Stated task
Repeat the whole listing exactly.

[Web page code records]
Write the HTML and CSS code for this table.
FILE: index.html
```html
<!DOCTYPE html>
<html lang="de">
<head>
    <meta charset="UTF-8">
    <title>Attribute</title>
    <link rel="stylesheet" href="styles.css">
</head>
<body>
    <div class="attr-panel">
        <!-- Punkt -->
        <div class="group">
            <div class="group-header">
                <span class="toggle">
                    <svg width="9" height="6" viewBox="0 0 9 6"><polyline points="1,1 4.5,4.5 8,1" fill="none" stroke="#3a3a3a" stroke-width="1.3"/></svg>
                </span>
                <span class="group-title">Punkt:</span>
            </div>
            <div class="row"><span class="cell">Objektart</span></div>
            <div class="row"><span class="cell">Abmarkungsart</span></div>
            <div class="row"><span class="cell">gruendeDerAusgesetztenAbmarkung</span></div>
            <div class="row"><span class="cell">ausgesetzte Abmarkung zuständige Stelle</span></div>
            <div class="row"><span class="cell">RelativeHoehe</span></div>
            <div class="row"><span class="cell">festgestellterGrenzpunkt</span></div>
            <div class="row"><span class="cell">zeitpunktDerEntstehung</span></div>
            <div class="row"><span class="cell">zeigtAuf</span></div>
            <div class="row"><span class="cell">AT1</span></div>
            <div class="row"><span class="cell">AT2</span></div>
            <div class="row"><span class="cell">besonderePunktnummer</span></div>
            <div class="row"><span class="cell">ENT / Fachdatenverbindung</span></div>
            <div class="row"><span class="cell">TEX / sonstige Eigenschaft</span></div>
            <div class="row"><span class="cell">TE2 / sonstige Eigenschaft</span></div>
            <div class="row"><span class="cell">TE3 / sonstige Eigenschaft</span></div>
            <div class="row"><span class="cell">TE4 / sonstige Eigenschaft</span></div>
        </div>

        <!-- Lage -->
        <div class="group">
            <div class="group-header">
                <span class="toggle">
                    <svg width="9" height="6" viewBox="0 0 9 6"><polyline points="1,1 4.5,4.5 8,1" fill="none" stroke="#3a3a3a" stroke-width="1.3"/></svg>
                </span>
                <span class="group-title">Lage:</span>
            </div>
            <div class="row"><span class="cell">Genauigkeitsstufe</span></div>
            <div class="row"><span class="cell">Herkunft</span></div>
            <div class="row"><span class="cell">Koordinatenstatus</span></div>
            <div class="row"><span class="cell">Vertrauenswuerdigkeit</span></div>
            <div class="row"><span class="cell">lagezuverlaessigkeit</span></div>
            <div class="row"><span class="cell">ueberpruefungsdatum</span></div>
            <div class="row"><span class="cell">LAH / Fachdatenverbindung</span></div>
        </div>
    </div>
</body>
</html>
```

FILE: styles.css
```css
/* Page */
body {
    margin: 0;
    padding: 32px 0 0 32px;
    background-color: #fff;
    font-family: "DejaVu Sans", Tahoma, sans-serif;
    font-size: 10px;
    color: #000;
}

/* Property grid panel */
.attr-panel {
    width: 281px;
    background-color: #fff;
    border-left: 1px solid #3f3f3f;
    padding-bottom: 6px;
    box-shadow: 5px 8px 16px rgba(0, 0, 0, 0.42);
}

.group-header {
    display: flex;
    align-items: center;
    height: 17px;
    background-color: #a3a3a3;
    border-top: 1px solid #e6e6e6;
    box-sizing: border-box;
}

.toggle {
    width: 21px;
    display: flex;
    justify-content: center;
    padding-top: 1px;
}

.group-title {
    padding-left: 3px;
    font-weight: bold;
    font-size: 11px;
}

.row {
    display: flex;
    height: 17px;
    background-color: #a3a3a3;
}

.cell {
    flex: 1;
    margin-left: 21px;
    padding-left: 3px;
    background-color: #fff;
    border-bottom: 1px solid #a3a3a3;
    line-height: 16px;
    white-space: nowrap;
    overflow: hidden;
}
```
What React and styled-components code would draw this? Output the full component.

Answer to the exercise
Write the HTML and CSS code for this table.
FILE: index.html
```html
<!DOCTYPE html>
<html lang="de">
<head>
    <meta charset="UTF-8">
    <title>Attribute</title>
    <link rel="stylesheet" href="styles.css">
</head>
<body>
    <div class="attr-panel">
        <!-- Punkt -->
        <div class="group">
            <div class="group-header">
                <span class="toggle">
                    <svg width="9" height="6" viewBox="0 0 9 6"><polyline points="1,1 4.5,4.5 8,1" fill="none" stroke="#3a3a3a" stroke-width="1.3"/></svg>
                </span>
                <span class="group-title">Punkt:</span>
            </div>
            <div class="row"><span class="cell">Objektart</span></div>
            <div class="row"><span class="cell">Abmarkungsart</span></div>
            <div class="row"><span class="cell">gruendeDerAusgesetztenAbmarkung</span></div>
            <div class="row"><span class="cell">ausgesetzte Abmarkung zuständige Stelle</span></div>
            <div class="row"><span class="cell">RelativeHoehe</span></div>
            <div class="row"><span class="cell">festgestellterGrenzpunkt</span></div>
            <div class="row"><span class="cell">zeitpunktDerEntstehung</span></div>
            <div class="row"><span class="cell">zeigtAuf</span></div>
            <div class="row"><span class="cell">AT1</span></div>
            <div class="row"><span class="cell">AT2</span></div>
            <div class="row"><span class="cell">besonderePunktnummer</span></div>
            <div class="row"><span class="cell">ENT / Fachdatenverbindung</span></div>
            <div class="row"><span class="cell">TEX / sonstige Eigenschaft</span></div>
            <div class="row"><span class="cell">TE2 / sonstige Eigenschaft</span></div>
            <div class="row"><span class="cell">TE3 / sonstige Eigenschaft</span></div>
            <div class="row"><span class="cell">TE4 / sonstige Eigenschaft</span></div>
        </div>

        <!-- Lage -->
        <div class="group">
            <div class="group-header">
                <span class="toggle">
                    <svg width="9" height="6" viewBox="0 0 9 6"><polyline points="1,1 4.5,4.5 8,1" fill="none" stroke="#3a3a3a" stroke-width="1.3"/></svg>
                </span>
                <span class="group-title">Lage:</span>
            </div>
            <div class="row"><span class="cell">Genauigkeitsstufe</span></div>
            <div class="row"><span class="cell">Herkunft</span></div>
            <div class="row"><span class="cell">Koordinatenstatus</span></div>
            <div class="row"><span class="cell">Vertrauenswuerdigkeit</span></div>
            <div class="row"><span class="cell">lagezuverlaessigkeit</span></div>
            <div class="row"><span class="cell">ueberpruefungsdatum</span></div>
            <div class="row"><span class="cell">LAH / Fachdatenverbindung</span></div>
        </div>
    </div>
</body>
</html>
```

FILE: styles.css
```css
/* Page */
body {
    margin: 0;
    padding: 32px 0 0 32px;
    background-color: #fff;
    font-family: "DejaVu Sans", Tahoma, sans-serif;
    font-size: 10px;
    color: #000;
}

/* Property grid panel */
.attr-panel {
    width: 281px;
    background-color: #fff;
    border-left: 1px solid #3f3f3f;
    padding-bottom: 6px;
    box-shadow: 5px 8px 16px rgba(0, 0, 0, 0.42);
}

.group-header {
    display: flex;
    align-items: center;
    height: 17px;
    background-color: #a3a3a3;
    border-top: 1px solid #e6e6e6;
    box-sizing: border-box;
}

.toggle {
    width: 21px;
    display: flex;
    justify-content: center;
    padding-top: 1px;
}

.group-title {
    padding-left: 3px;
    font-weight: bold;
    font-size: 11px;
}

.row {
    display: flex;
    height: 17px;
    background-color: #a3a3a3;
}

.cell {
    flex: 1;
    margin-left: 21px;
    padding-left: 3px;
    background-color: #fff;
    border-bottom: 1px solid #a3a3a3;
    line-height: 16px;
    white-space: nowrap;
    overflow: hidden;
}
```
What React and styled-components code would draw this? Output the full component.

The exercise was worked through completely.